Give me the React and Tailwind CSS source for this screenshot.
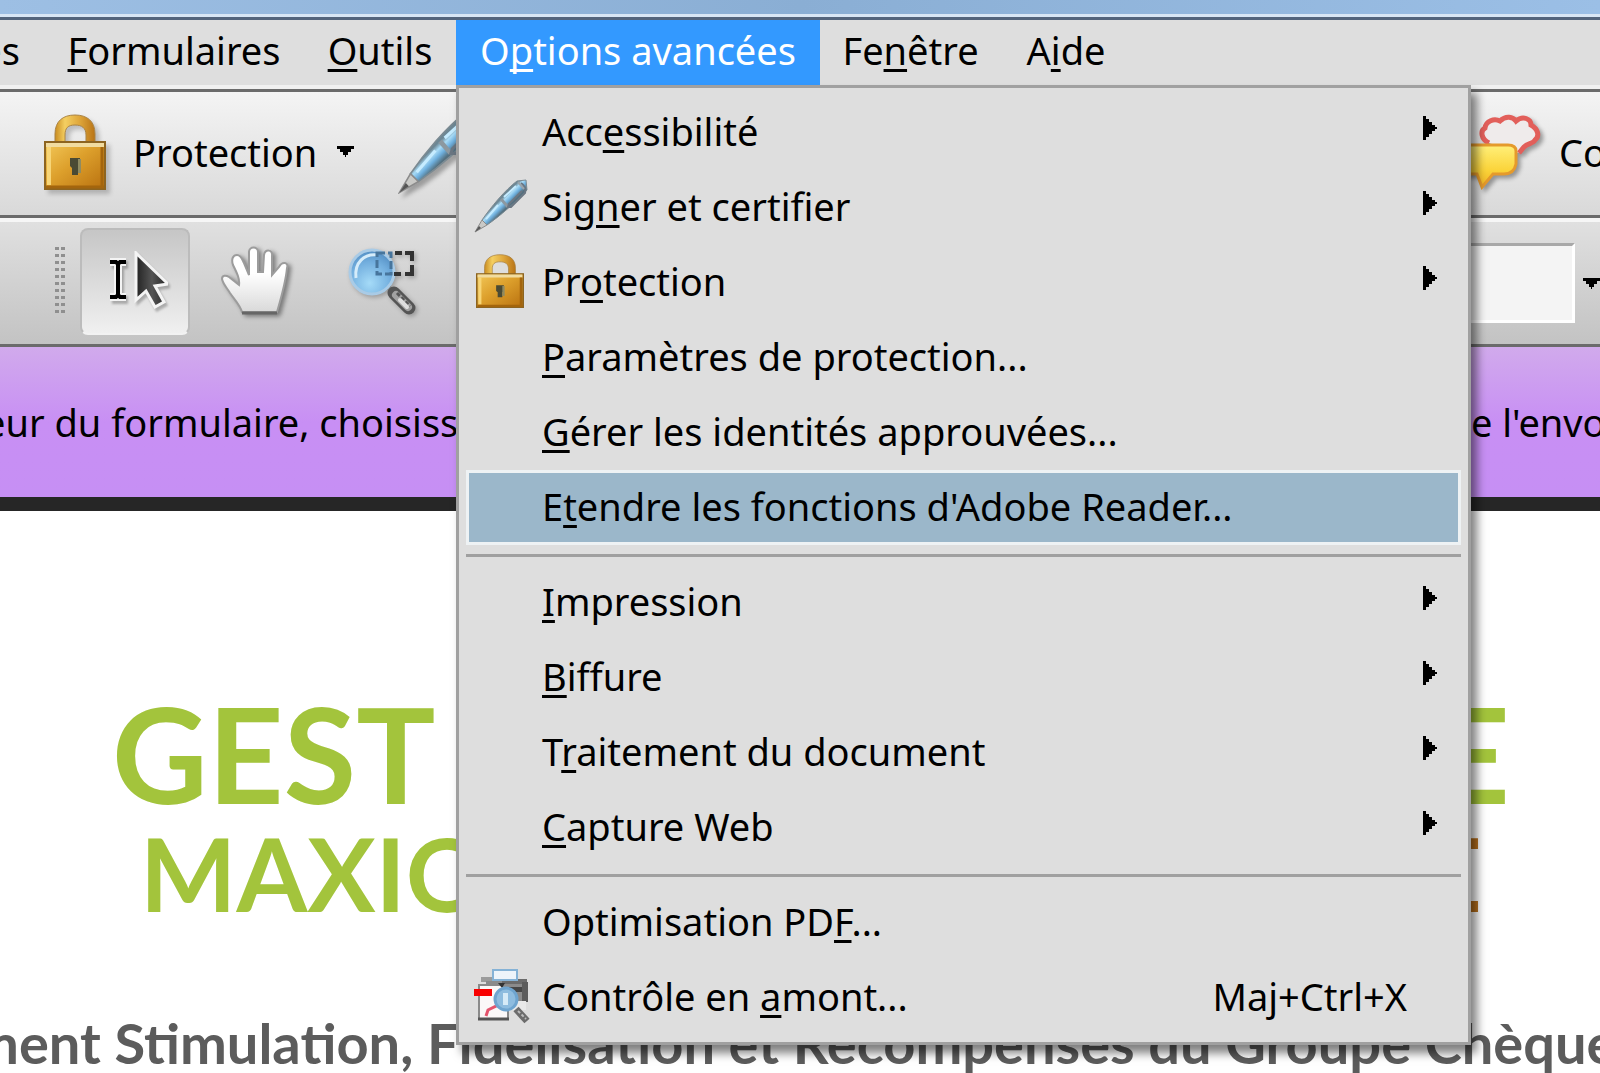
import React from 'react';

const menus = [
  { id: 'comments', before: 'es', width: 'w-[44px] justify-end' },
  { id: 'forms', key: 'F', after: 'ormulaires', width: 'w-[260px] justify-center' },
  { id: 'tools', key: 'O', after: 'utils', width: 'w-[152px] justify-center' },
  { id: 'advanced', before: 'O', key: 'p', after: 'tions avancées', width: 'w-[364px] justify-center', open: true },
  { id: 'window', before: 'Fe', key: 'n', after: 'être', width: 'w-[181px] justify-center' },
  { id: 'help', before: 'A', key: 'i', after: 'de', width: 'w-[130px] justify-center' },
];

const groups = [
  [
    { before: 'Acc', key: 'e', after: 'ssibilité', submenu: true },
    { before: 'Sig', key: 'n', after: 'er et certifier', submenu: true, icon: 'pen' },
    { before: 'Pr', key: 'o', after: 'tection', submenu: true, icon: 'lock' },
    { key: 'P', after: 'aramètres de protection...' },
    { key: 'G', after: 'érer les identités approuvées...' },
    { before: 'E', key: 't', after: "endre les fonctions d'Adobe Reader...", active: true },
  ],
  [
    { key: 'I', after: 'mpression', submenu: true },
    { key: 'B', after: 'iffure', submenu: true },
    { before: 'T', key: 'r', after: 'aitement du document', submenu: true },
    { key: 'C', after: 'apture Web', submenu: true },
  ],
  [
    { before: 'Optimisation PD', key: 'F', after: '...' },
    { before: 'Contrôle en ', key: 'a', after: 'mont...', icon: 'preflight', shortcut: 'Maj+Ctrl+X' },
  ],
];

const Label = ({ before, hotkey, after }) => (
  <span className="whitespace-pre">
    {before}
    {hotkey && (
      <u className="decoration-[3px] underline-offset-[4px] [text-decoration-skip-ink:none]">{hotkey}</u>
    )}
    {after}
  </span>
);

const LockIcon = ({ className }) => (
  <svg viewBox="0 0 62 76" preserveAspectRatio="none" className={className} aria-hidden="true">
    <defs>
      <linearGradient id="lockBody" x1="0" y1="0" x2="1" y2="1">
        <stop offset="0" stopColor="#f3c95a" />
        <stop offset="0.45" stopColor="#dda02c" />
        <stop offset="1" stopColor="#b8700f" />
      </linearGradient>
      <linearGradient id="lockShackle" x1="0" y1="0" x2="1" y2="0">
        <stop offset="0" stopColor="#c98c20" />
        <stop offset="0.25" stopColor="#f4cf62" />
        <stop offset="0.6" stopColor="#e0a83c" />
        <stop offset="1" stopColor="#b97416" />
      </linearGradient>
    </defs>
    <path
      d="M11 31V20C11 7 19 1 31 1s20 6 20 19v11H42V21c0-7-4-10-11-10s-10 3-10 10v10z"
      fill="url(#lockShackle)"
      stroke="#a98345"
    />
    <rect x="1" y="28" width="60" height="47" fill="url(#lockBody)" stroke="#8d6420" strokeWidth="2" />
    <path d="M2 31h58" stroke="#f1dca0" strokeWidth="4" />
    <path d="M5 33v38" stroke="#f7d577" strokeWidth="4" />
    <path d="M58 33v40M2 73h58" stroke="#a3650d" strokeWidth="3" />
    <path d="M26 44h10v8l-2 2v7h-6v-7l-2-2z" fill="#4a4a34" />
    <path d="M34 45h3v14h-3z" fill="#8f8b62" />
  </svg>
);

const PenIcon = ({ className }) => (
  <svg viewBox="0 0 54 54" className={className} aria-hidden="true">
    <defs>
      <linearGradient id="penBody" x1="0.3" y1="0.3" x2="0.7" y2="0.7">
        <stop offset="0.3" stopColor="#6d8794" />
        <stop offset="0.42" stopColor="#a9dcf7" />
        <stop offset="0.55" stopColor="#6fb0de" />
        <stop offset="0.7" stopColor="#54707f" />
      </linearGradient>
    </defs>
    <path d="M8 41C17 28 31 11 43 2l9-1 1 10C42 23 26 37 13 46z" fill="url(#penBody)" stroke="#7b8a92" />
    <path d="M1 53l7-12 5 5z" fill="#c9c9c6" stroke="#8b8b8b" />
    <path d="M1 53l4-6 2 2z" fill="#555" />
    <path d="M27 20l7 8" stroke="#8c98a0" strokeWidth="3" />
    <path d="M47 4c4 3 5 6 4 10L37 28l-3 0 1-3L48 12" fill="none" stroke="#6a7682" strokeWidth="2" />
    <path d="M44 3l6 7" stroke="#9aa4ab" strokeWidth="2" />
    <path d="M12 40L24 26M30 18L42 7" stroke="#c6ecff" strokeWidth="2" />
  </svg>
);

const PreflightIcon = ({ className }) => (
  <svg viewBox="0 0 56 56" className={className} aria-hidden="true">
    <path d="M7 9h14v5H7z" fill="#9b9b9b" />
    <path d="M12 13h41v20H12z" fill="#8b8b8b" />
    <path d="M28 11h25v5H28z" fill="#6b6b6b" />
    <path d="M34 19h14v5H34z" fill="#474747" />
    <path d="M48 14h6v20h-6z" fill="#5c5c5c" />
    <path d="M38 33h14v9H38z" fill="#e9e9e9" />
    <path d="M19 2h24v10H19z" fill="#eef4fa" stroke="#85b2d6" strokeWidth="2" />
    <path d="M5 17h22l7 7v27H5z" fill="#fbf8f8" stroke="#8a8a8a" strokeWidth="2" />
    <path d="M4 51h31" stroke="#555" strokeWidth="3" />
    <path d="M24 15l4 5 3-5z" fill="#333" />
    <path d="M0 21h18v7H0z" fill="#f80000" />
    <path d="M12 48l2-6 8-4 3-5" fill="none" stroke="#e4536c" strokeWidth="3" />
    <circle cx="32" cy="31" r="11" fill="#8ebcdf" stroke="#6ea4cf" strokeWidth="3" />
    <path d="M29 25h5v12h-5z" fill="#d6eaf7" />
    <path d="M42 41l11 12" stroke="#6c6c6c" strokeWidth="7" />
    <path d="M44 43l8 8" stroke="#bdbdbd" strokeWidth="2" strokeDasharray="3 2" />
  </svg>
);

const TextSelectIcon = () => (
  <svg viewBox="0 0 66 60" className="h-[60px] w-[66px] drop-shadow-[2px_3px_1px_rgba(0,0,0,0.25)]" aria-hidden="true">
    <defs>
      <linearGradient id="cursorFill" x1="0" y1="0" x2="1" y2="0">
        <stop offset="0" stopColor="#222" />
        <stop offset="0.5" stopColor="#555" />
        <stop offset="1" stopColor="#222" />
      </linearGradient>
    </defs>
    <path
      d="M8 11h6l2 2 2-2h6M16 13v31M8 46h6l2-2 2 2h6"
      fill="none"
      stroke="#f4f4f4"
      strokeWidth="8"
    />
    <path d="M8 11h6l2 2 2-2h6M16 13v31M8 46h6l2-2 2 2h6" fill="none" stroke="#000" strokeWidth="4" />
    <path
      d="M34 2l32 31-13 2 9 16-9 5-9-16-10 9z"
      fill="url(#cursorFill)"
      stroke="#f4f4f4"
      strokeWidth="3"
    />
  </svg>
);

const HandIcon = () => (
  <svg viewBox="0 0 70 72" className="h-[72px] w-[70px] drop-shadow-[3px_2px_2px_rgba(0,0,0,0.4)]" aria-hidden="true">
    <defs>
      <linearGradient id="handFill" x1="0" y1="0" x2="0" y2="1">
        <stop offset="0.4" stopColor="#fff" />
        <stop offset="1" stopColor="#d9d9d9" />
      </linearGradient>
    </defs>
    <path
      d="M22 67C20 60 14 54 10 48C7 43 3 39 2 34C2 30 6 30 9 32L19 40C20 34 17 28 13 20C11 14 13 10 17 10C21 10 22 14 24 18L29 30V7C29 1 38 1 38 7V27H43L44 10C45 4 53 4 52 11V30L59 22C62 16 69 17 67 23C66 34 62 50 57 67Z"
      fill="url(#handFill)"
      stroke="#9c9c9c"
      strokeWidth="2"
    />
    <path d="M22 68h35" stroke="#666" strokeWidth="3" />
  </svg>
);

const ZoomIcon = () => (
  <svg viewBox="0 0 72 72" className="h-[72px] w-[72px] drop-shadow-[2px_2px_2px_rgba(0,0,0,0.25)]" aria-hidden="true">
    <defs>
      <radialGradient id="lensFill" cx="0.45" cy="0.75" r="0.8">
        <stop offset="0" stopColor="#a5dbf8" />
        <stop offset="0.6" stopColor="#72aede" />
        <stop offset="1" stopColor="#4c87bd" />
      </radialGradient>
    </defs>
    <path d="M42 42l8 8" stroke="#7d7d7d" strokeWidth="5" />
    <path d="M48 48L63 63" stroke="#555" strokeWidth="13" strokeLinecap="round" />
    <path d="M50 50L62 62" stroke="#a2a2a2" strokeWidth="8" strokeLinecap="round" />
    <path d="M51 48L64 61" stroke="#555" strokeWidth="3" strokeDasharray="4 2" />
    <path d="M54 55L61 62" stroke="#dedede" strokeWidth="4" strokeLinecap="round" />
    <circle cx="26" cy="27" r="22" fill="url(#lensFill)" stroke="#a9cbe6" strokeWidth="3" />
    <path d="M10 33C8 18 18 8 32 10" fill="none" stroke="#d5ecfa" strokeWidth="3" />
    <path d="M31 8h14v21H31z" fill="none" stroke="#47759c" strokeWidth="3" strokeDasharray="8 3" />
    <path d="M49 8h7M59 8h7v8M66 20v9h-7M55 29h-7" fill="none" stroke="#333" strokeWidth="4" />
  </svg>
);

const CommentIcon = () => (
  <svg viewBox="0 0 104 90" className="h-[90px] w-[104px] drop-shadow-[3px_3px_2px_rgba(0,0,0,0.35)]" aria-hidden="true">
    <defs>
      <linearGradient id="bubbleFill" x1="0" y1="0" x2="0" y2="1">
        <stop offset="0" stopColor="#fff07a" />
        <stop offset="0.6" stopColor="#fbd43a" />
        <stop offset="1" stopColor="#f2b322" />
      </linearGradient>
    </defs>
    <path
      d="M49 36C41 32 40 24 45 21C46 14 54 11 60 14C66 8 73 10 76 14C83 8 91 12 91 18C98 22 100 29 95 33C93 37 88 36 84 40L79 46"
      fill="#efebeb"
      stroke="#e25f5a"
      strokeWidth="5"
    />
    <path
      d="M8 38H68Q76 38 76 44V57Q74 67 64 67H53L42 80L37 67H8Z"
      fill="url(#bubbleFill)"
      stroke="#e59a2c"
      strokeWidth="3"
    />
  </svg>
);

const Caret = () => (
  <svg viewBox="0 0 17 11" className="h-[11px] w-[17px]" shapeRendering="crispEdges" aria-hidden="true">
    <path d="M0 0h17v3h-3v3h-3v3h-2v2H8V9H6V6H3V3H0z" />
  </svg>
);

const SubmenuArrow = () => (
  <svg viewBox="0 0 14 24" className="mb-[5px] h-6 w-[14px]" aria-hidden="true">
    <path d="M0 0h3v3h3v3h3v3h3v2h2v2h-2v2H9v3H6v3H3v3H0z" />
  </svg>
);

const icons = {
  pen: <PenIcon className="h-[54px] w-[54px]" />,
  lock: <LockIcon className="ml-[2px] h-[54px] w-[48px]" />,
  preflight: <PreflightIcon className="h-14 w-14" />,
};

const MenuItem = ({ item }) => (
  <button
    type="button"
    role="menuitem"
    aria-haspopup={item.submenu ? 'menu' : undefined}
    className={`flex h-[75px] w-full items-center border-[3px] pr-[21px] pb-1 text-left ${
      item.active ? 'border-[#eef2f4] bg-[#9bb7ca]' : 'border-transparent'
    }`}
  >
    <span className="flex w-[73px] shrink-0 items-center pl-[5px]">{icons[item.icon]}</span>
    <Label before={item.before} hotkey={item.key} after={item.after} />
    <span className="ml-auto">
      {item.submenu && <SubmenuArrow />}
      {item.shortcut && <span className="mr-[30px]">{item.shortcut}</span>}
    </span>
  </button>
);

const AdvancedMenu = () => (
  <div
    role="menu"
    className="absolute top-full left-0 z-10 w-[1015px] border-[3px] border-[#a0a0a0] bg-[#dedede] p-[7px] text-black shadow-[6px_8px_9px_rgba(0,0,0,0.5)]"
  >
    {groups.map((group, i) => (
      <React.Fragment key={i}>
        {i > 0 && (
          <div className="flex h-5 items-center">
            <hr className="w-full border-t-[3px] border-[#a0a0a0]" />
          </div>
        )}
        {group.map((item) => (
          <MenuItem key={item.after + item.key} item={item} />
        ))}
      </React.Fragment>
    ))}
  </div>
);

const App = () => {
  return (
    <div className="min-h-screen overflow-hidden bg-white font-['Noto_Sans',sans-serif] text-[38px] leading-[52px] text-black">
      {/* Window frame */}
      <div className="h-5 border-b-[3px] border-[#53647c] bg-linear-to-r from-[#9dbfe4] via-[#8aaed4] to-[#9bbfe6]">
        <div className="h-full border-b-[3px] border-[#d8e6f5]" />
      </div>

      {/* Menu bar */}
      <nav className="border-b-[3px] border-[#6b6b6b] bg-[#dedede]">
        <div className="flex border-b-4 border-[#f0f0f0]">
          {menus.map((menu) => (
            <div key={menu.id} className="relative">
              <button
                type="button"
                className={`flex h-[65px] items-center pb-1.5 ${menu.width} ${
                  menu.open ? 'bg-[#3399ff] text-white' : ''
                } ${menu.id === 'comments' ? 'pr-6' : ''}`}
              >
                <Label before={menu.before} hotkey={menu.key} after={menu.after} />
              </button>
              {menu.open && <AdvancedMenu />}
            </div>
          ))}
        </div>
      </nav>

      {/* Task toolbar */}
      <div className="flex h-[126px] items-center border-b-[3px] border-[#6b6b6b] bg-linear-to-b from-[#f4f4f4] to-[#d9d9d9] pb-1 pl-11">
        <button type="button" className="flex items-center">
          <LockIcon className="mr-[27px] h-[76px] w-[62px] drop-shadow-[4px_4px_2px_rgba(0,0,0,0.2)]" />
          Protection
          <span className="ml-[20px]">
            <Caret />
          </span>
        </button>
        <button type="button" aria-label="Signer" className="ml-[44px]">
          <PenIcon className="h-[84px] w-[84px] drop-shadow-[4px_4px_2px_rgba(0,0,0,0.3)]" />
        </button>
        <button type="button" className="ml-auto flex w-[160px] shrink-0 items-center gap-[15px]">
          <span className="shrink-0">
            <CommentIcon />
          </span>
          Co
        </button>
      </div>

      {/* Tools toolbar */}
      <div className="flex h-[129px] items-center border-t-4 border-b-[3px] border-t-[#f6f6f6] border-b-[#6b6b6b] bg-linear-to-b from-[#e0e0e0] to-[#c3c3c3] pb-1 pl-[54px]">
        <div className="h-[72px] w-[12px] bg-[radial-gradient(circle,#8f8f8f_2px,transparent_2px)] bg-size-[6px_7px]" />
        <button
          type="button"
          aria-label="Sélection"
          className="ml-[14px] flex h-[107px] w-[110px] items-center justify-center rounded-lg border-2 border-[#bcbcbc] border-b-[#f2f2f2] bg-linear-to-b from-[#c6c6c6] to-[#f0f0f0]"
        >
          <TextSelectIcon />
        </button>
        <button type="button" aria-label="Main" className="ml-[30px]">
          <HandIcon />
        </button>
        <button type="button" aria-label="Zoom" className="ml-[56px]">
          <ZoomIcon />
        </button>
        <div className="ml-auto flex items-center gap-2 pt-1">
          <input
            type="text"
            aria-label="Rechercher"
            className="h-[80px] w-[160px] border-t-[3px] border-r-[3px] border-b-[3px] border-t-[#a8a8a8] border-r-[#fff] border-b-[#fff] bg-[#f4f4f4]"
          />
          <button type="button" aria-label="Options de recherche">
            <Caret />
          </button>
        </div>
      </div>

      {/* Form message bar */}
      <div className="flex h-[164px] items-center border-b-[14px] border-[#262626] bg-linear-to-b from-[#d1aaec] via-[#c88ff4] to-[#c68ff4] whitespace-nowrap">
        <p className="-ml-4">eur du formulaire, choisiss</p>
        <p className="ml-auto w-[129px]">e l'envo</p>
      </div>

      {/* Document page */}
      <main className="pt-[176px] font-['Lato',sans-serif] font-bold">
        <h1 className="flex justify-between pr-[90px] pl-[112px] text-[132px] leading-[132px] text-[#a3c43c]">
          <span>GEST</span>
          <span>E</span>
        </h1>
        <h2 className="mt-[3px] flex justify-between pr-[118px] pl-[140px] text-[102px] leading-[102px] text-[#a3c43c]">
          <span>MAXIO</span>
          <span className="text-[#b9701c]">E</span>
        </h2>
        <p className="mt-[91px] -ml-7 text-[56px] leading-[56px] whitespace-nowrap text-[#5c5c5c]">
          ment Stimulation, Fidélisation et Récompenses du Groupe Chèque
        </p>
      </main>
    </div>
  );
};

export default App;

▸ **WRITTEN PROBLEM**: Repeat, with no pictures, each line from the beginning of the data through the line containing "import React from 'react';", inclusive.

▸ **IN RESPONSE**:
Give me the React and Tailwind CSS source for this screenshot.
import React from 'react';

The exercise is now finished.